▼

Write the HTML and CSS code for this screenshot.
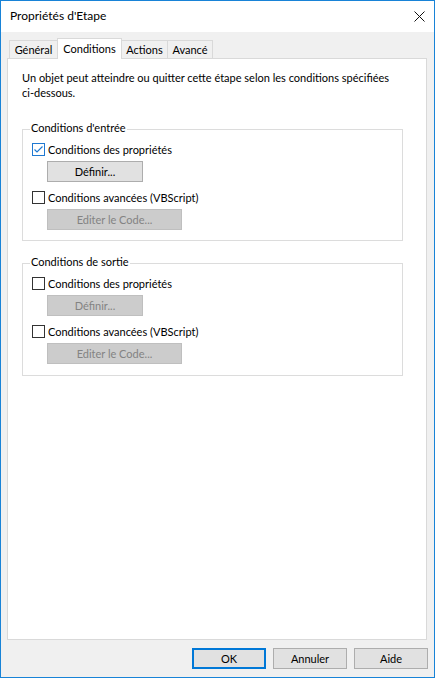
FILE: index.html
```html
<!DOCTYPE html>
<html lang="fr">
<head>
<meta charset="utf-8">
<title>Propriétés d'Etape</title>
<link rel="stylesheet" href="styles.css">
</head>
<body>
<div class="window">
  <div class="titlebar">
    <span class="title">Propriétés d'Etape</span>
    <span class="close" aria-label="Fermer"><svg width="11" height="11" viewBox="0 0 11 11"><path d="M0.5 0.5 L10.5 10.5 M10.5 0.5 L0.5 10.5" stroke="#111" stroke-width="1" fill="none"/></svg></span>
  </div>
  <div class="client">
    <div class="tabs">
      <div class="tab t-general">Général</div>
      <div class="tab active t-conditions">Conditions</div>
      <div class="tab t-actions">Actions</div>
      <div class="tab t-avance">Avancé</div>
    </div>
    <div class="panel">
      <p class="intro">Un objet peut atteindre ou quitter cette étape selon les conditions spécifiées<br>ci-dessous.</p>

      <div class="group">
        <div class="legend">Conditions d'entrée</div>
        <div class="check-row">
          <span class="box checked"><svg width="13" height="13" viewBox="0 0 13 13"><path d="M2.5 6.5 L5 9 L10.5 3.5" stroke="#1f79d2" stroke-width="1.2" fill="none"/></svg></span>
          <span class="label">Conditions des propriétés</span>
        </div>
        <div class="btn btn-def">Définir...</div>
        <div class="check-row row-2">
          <span class="box"></span>
          <span class="label">Conditions avancées (VBScript)</span>
        </div>
        <div class="btn btn-code disabled">Editer le Code...</div>
      </div>

      <div class="group group-exit">
        <div class="legend">Conditions de sortie</div>
        <div class="check-row">
          <span class="box"></span>
          <span class="label">Conditions des propriétés</span>
        </div>
        <div class="btn btn-def disabled">Définir...</div>
        <div class="check-row row-2">
          <span class="box"></span>
          <span class="label">Conditions avancées (VBScript)</span>
        </div>
        <div class="btn btn-code disabled">Editer le Code...</div>
      </div>
    </div>
    <div class="footer">
      <div class="btn dlg default">OK</div>
      <div class="btn dlg">Annuler</div>
      <div class="btn dlg">Aide</div>
    </div>
  </div>
</div>
</body>
</html>
```
FILE: styles.css
```css
* { box-sizing: border-box; }
html, body { margin: 0; padding: 0; }
body {
  font-family: Lato, "Noto Sans", sans-serif;
  font-size: 11px;
  color: #000;
  background: #fff;
}
.window {
  width: 435px;
  height: 678px;
  border: 1px solid #1883d7;
  display: flex;
  flex-direction: column;
  background: #f0f0f0;
}
.titlebar {
  height: 31px;
  flex: none;
  background: #fff;
  display: flex;
  align-items: center;
  justify-content: space-between;
  padding-left: 9px;
  padding-bottom: 1px;
}
.title { font-size: 12px; line-height: 16px; }
.close {
  width: 30px;
  height: 30px;
  display: flex;
  align-items: center;
  justify-content: center;
}
.close svg { display: block; }
.client {
  flex: 1;
  display: flex;
  flex-direction: column;
  padding: 6px 7px 8px 6px;
}
.tabs {
  height: 20px;
  flex: none;
  display: flex;
  align-items: flex-end;
  padding-left: 2px;
}
.tab {
  height: 18px;
  border: 1px solid #d9d9d9;
  border-bottom: none;
  background: #f0f0f0;
  line-height: 17px;
  text-align: center;
  margin-left: -1px;
}
.tab:first-child { margin-left: 0; }
.tab.active {
  height: 21px;
  margin-bottom: -1px;
  background: #fff;
  position: relative;
  z-index: 1;
  line-height: 19px;
}
.t-general { width: 49px; }
.t-conditions { width: 65px; }
.t-actions { width: 47px; }
.t-avance { width: 46px; }
.panel {
  flex: 1;
  background: #fff;
  border: 1px solid #d9d9d9;
  padding: 0 0 0 14px;
}
.intro {
  margin: 11px 0 0;
  line-height: 15px;
}
.group {
  width: 381px;
  margin-top: 29px;
  border: 1px solid #dcdcdc;
  padding: 0 0 10px 9px;
}
.group-exit { margin-top: 22px; padding-bottom: 11px; }
.legend {
  width: max-content;
  margin: -9px 0 0 -2px;
  padding: 0 1px;
  background: #fff;
  line-height: 14px;
}
.check-row {
  height: 13px;
  margin-top: 8px;
  display: flex;
  align-items: center;
  gap: 3px;
}
.check-row.row-2 { margin-top: 9px; }
.box {
  width: 13px;
  height: 13px;
  flex: none;
  border: 1px solid #333;
  background: #fff;
}
.box.checked { border-color: #1f79d2; }
.box svg { display: block; margin: -1px; }
.label { line-height: 13px; white-space: nowrap; }
.btn {
  height: 21px;
  border: 1px solid #adadad;
  background: #e1e1e1;
  text-align: center;
  line-height: 19px;
}
.group .btn { margin: 5px 0 0 15px; }
.btn-def { width: 96px; }
.btn-code { width: 135px; }
.btn.disabled {
  background: #cccccc;
  border-color: #bfbfbf;
  color: #838383;
}
.footer {
  flex: none;
  display: flex;
  justify-content: flex-end;
  gap: 7px;
  margin-top: 8px;
  margin-right: -1px;
}
.btn.dlg { width: 74px; }
.btn.default {
  border: 2px solid #0078d7;
  line-height: 17px;
}
```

▲

## [WRITTEN TASK]
Which lines of the material contain the string "code"? List each of them.

## [SOLUTION BELOW]
Write the HTML and CSS code for this screenshot.
        <div class="btn btn-code disabled">Editer le Code...</div>
        <div class="btn btn-code disabled">Editer le Code...</div>
.btn-code { width: 135px; }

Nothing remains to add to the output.